Takeaway: We said in Feb at $79.62 that it would revisit its broken IPO price. This print was the nail in the coffin. Likely headed below $15.

Editor's Note: Our Retail team consisting of analysts Brian McGough, Jeremy McLean, and Bradley Jamison added Stitch Fix (SFIX) as a best idea short on 2/20/21. Below is a complimentary look at some of their research on the company. If you are interested in learning more about their Retail Pro research product click here

HERE'S A LOOK AT WHAT HAPPENED TO SHARES OF Stitch Fix

McGough: This Might Be The Best Short Call Of My Career - sfix

HERE'S WHAT OUR RESEARCH TEAM wROTE ON 2/20

When Stitch Fix went public in November of 2017 it was largely viewed as a broken IPO. Priced at $15 – well below the range of $18-$20. What people did not realize at the time is that the model as it existed in 2016/17 was the best that SFIX had to offer.

The company captured the sweet spot of its TAM at ~1.5mm customers, who were spending $550-$600 with SFIX per year. The core customer here is someone who needs style advice, and is comfortable paying for a shipment (or a ‘Fix’) of apparel sight unseen, but curated for them specifically by extensive algorithms combined with (live) stylists.

Keep what you like, send the rest back. If you send it all back you pay $20. Gross margins were 45-46%, and importantly its customer acquisition cost (CAC) was at trough levels of ~3% of revenue. The company turned its inventory at 18x, which is like lightning in a bottle for a retailer (apparel asset turns generally range between 3-4x), and it generated 60% return on capital and 80% ROE.  

The company had just earned $1.47 per share in 2016, though the fact that CAC was rising in 2017 and therefore pressuring margins scared people in what was a very different market than what we’re living in today. Goldman got paid on the deal, but better advice would to have been to not go public at all. We think it’s headed back to its IPO price, and then lower.

HERE'S WHAT OUR RESEARCH TEAM WROTE yESTERDAY (12/7)

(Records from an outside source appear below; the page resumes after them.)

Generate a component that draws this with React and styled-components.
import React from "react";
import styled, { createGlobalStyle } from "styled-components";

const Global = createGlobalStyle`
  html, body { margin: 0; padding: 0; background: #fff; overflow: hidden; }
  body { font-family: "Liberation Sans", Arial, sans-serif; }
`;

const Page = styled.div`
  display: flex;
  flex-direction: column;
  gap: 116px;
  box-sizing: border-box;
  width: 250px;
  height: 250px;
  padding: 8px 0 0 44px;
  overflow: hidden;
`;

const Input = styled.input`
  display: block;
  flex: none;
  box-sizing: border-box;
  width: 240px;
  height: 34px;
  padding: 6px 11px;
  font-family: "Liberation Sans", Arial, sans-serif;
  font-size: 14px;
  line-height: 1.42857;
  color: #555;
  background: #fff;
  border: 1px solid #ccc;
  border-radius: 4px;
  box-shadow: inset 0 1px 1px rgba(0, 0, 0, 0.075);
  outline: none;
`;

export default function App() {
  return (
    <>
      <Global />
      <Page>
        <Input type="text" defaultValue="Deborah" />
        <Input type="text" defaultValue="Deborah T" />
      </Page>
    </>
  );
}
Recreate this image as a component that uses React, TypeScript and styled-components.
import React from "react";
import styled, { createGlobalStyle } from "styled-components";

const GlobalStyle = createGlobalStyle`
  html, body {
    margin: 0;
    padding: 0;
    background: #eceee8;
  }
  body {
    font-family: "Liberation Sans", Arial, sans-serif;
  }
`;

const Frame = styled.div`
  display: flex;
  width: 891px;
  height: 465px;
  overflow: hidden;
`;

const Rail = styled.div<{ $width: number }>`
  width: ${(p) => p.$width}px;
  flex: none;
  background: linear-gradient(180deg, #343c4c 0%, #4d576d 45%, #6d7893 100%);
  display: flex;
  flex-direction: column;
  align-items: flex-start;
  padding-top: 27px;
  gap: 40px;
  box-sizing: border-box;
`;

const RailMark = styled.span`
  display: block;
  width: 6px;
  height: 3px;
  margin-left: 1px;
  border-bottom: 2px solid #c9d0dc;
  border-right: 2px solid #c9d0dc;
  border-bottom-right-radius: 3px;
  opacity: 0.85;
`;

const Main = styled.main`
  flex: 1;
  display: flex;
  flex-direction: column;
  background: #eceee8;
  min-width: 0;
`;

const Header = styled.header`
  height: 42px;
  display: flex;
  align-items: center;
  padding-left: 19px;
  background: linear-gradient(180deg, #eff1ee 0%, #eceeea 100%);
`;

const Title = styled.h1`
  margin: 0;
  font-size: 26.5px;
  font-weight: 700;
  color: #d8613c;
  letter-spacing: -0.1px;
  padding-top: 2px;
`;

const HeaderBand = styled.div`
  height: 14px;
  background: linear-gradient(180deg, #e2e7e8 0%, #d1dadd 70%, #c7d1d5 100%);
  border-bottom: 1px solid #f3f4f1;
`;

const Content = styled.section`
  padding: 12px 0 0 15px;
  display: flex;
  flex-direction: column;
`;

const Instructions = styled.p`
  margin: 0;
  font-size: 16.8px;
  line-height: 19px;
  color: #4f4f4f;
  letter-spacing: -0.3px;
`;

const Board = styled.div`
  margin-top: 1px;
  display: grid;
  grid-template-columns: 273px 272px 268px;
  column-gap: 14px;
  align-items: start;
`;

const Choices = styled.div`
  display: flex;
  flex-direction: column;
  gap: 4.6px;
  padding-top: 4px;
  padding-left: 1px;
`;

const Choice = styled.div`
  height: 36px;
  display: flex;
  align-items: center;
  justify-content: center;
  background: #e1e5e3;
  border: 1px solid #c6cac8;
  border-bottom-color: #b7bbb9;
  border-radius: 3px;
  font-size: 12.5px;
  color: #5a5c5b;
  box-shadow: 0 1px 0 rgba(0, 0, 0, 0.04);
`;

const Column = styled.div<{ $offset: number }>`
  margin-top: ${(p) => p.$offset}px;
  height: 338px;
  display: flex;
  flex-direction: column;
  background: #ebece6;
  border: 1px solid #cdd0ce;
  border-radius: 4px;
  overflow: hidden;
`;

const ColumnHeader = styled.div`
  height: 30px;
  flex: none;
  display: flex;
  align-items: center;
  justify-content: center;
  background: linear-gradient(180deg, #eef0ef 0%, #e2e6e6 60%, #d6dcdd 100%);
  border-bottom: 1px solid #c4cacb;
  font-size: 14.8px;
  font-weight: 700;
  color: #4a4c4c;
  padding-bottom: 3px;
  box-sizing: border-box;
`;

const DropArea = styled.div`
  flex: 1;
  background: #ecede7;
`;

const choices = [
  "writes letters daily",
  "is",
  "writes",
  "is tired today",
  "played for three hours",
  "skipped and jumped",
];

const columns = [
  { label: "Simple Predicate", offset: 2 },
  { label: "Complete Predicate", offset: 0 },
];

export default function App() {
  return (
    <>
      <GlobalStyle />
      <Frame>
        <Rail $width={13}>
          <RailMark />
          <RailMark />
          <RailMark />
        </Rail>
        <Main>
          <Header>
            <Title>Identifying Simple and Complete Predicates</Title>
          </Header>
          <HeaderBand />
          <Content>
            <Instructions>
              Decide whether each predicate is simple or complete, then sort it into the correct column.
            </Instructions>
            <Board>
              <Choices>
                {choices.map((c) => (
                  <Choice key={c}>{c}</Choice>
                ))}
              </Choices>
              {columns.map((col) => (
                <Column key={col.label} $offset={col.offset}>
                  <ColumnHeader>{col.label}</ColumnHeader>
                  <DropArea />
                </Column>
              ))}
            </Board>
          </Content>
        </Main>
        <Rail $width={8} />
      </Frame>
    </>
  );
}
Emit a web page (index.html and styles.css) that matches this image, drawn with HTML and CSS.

SFIX keeps demonstrating why it is a Best Idea Short.  Our call back in February with the stock at $79.62 was that the new Direct Buy initiative would turn this company from a niche subscription model to a typical retail model and have a dramatic negative impact on the company financials and ultimately the multiple of the stock. 

The call has played out faster than we would have thought with the implementation of Direct Buy (now known as Freestyle) having as much of a dilutive impact on the overall model as we expected while also displaying clear cannibalization on the core Fix business. On top of that, the initiative is underperforming expectations.   

After the massive selloff in the past few weeks, we moved SFIX a few notches lower on our Best Ideas Short list earlier this week expecting the company to put up a beat on this print given the bloated 70% inventory rate it ended last quarter.  As we anticipated, revenue and EPS beat on unanticipated strong gross margins with EBITDA more than 2x the consensus.  Despite the slowing revenue trends, that would be good enough for a squeeze… until you see the guidance. 

Customer growth has stagnated and SFIX is expecting a material sequential drop in customers for 2Q.  2Q revenue is being guided down 12% and the full year is being revised to HSD growth while the street was expecting mid to high teens. 

The revenue shortfall is being credited to lapping the referral program of 1H 2021, lower marketing as the company tackles IDFA, and lower fix conversion rates with the company testing onboarding experiences.